Moscow said on Tuesday that Russia and the United States intended to build upon a key meeting between Vladimir Putin and Barack Obama and look for ways to fight the Islamic State group.
The Russian president stole the show at the UN General Assembly on Monday, calling for a broad UN-backed coalition to fight Islamic State jihadists.
Ostracised by the West over Moscow’s annexation of Crimea and support for a separatist insurgency in east Ukraine, Putin also pulled off a major coup by holding talks with US President Barack Obama, their first formal bilateral in two years.
Russian Foreign Minister Sergei Lavrov said the two leaders had agreed to follow up their meeting with talks to find a common position on the Syrian conflict.
“It was a very constructive discussion,” he said in an interview with Kremlin-backed RT television channel.

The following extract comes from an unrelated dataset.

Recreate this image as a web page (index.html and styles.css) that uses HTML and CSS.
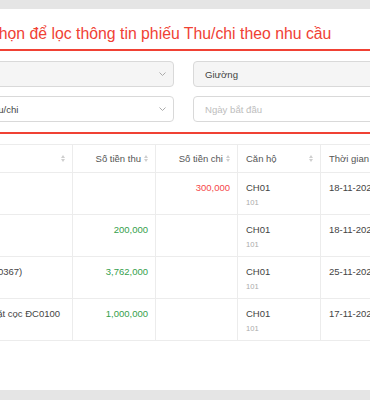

“We did not agree on any specific steps but what they did agree was to continue our cooperation, discussions between the foreign ministries, between the ministries of defence in order to identify ways and means, specific ways and means which could make our common goal more achievable.”
“They did not discuss coalitions in the classical sense of the word,” Lavrov added.
“What they did discuss was the possibilities for the United States and Russia to cooperate closely on the most burning issues of today, Syria first of all,” he said in English.
“I believe that President Obama heard what President Putin had to say.”
Russia took the West by surprise by dispatching troops and fighter jets to Syria, sparking concern in Washington that Moscow might join the fighting alongside its Soviet-era ally President Bashar al-Assad.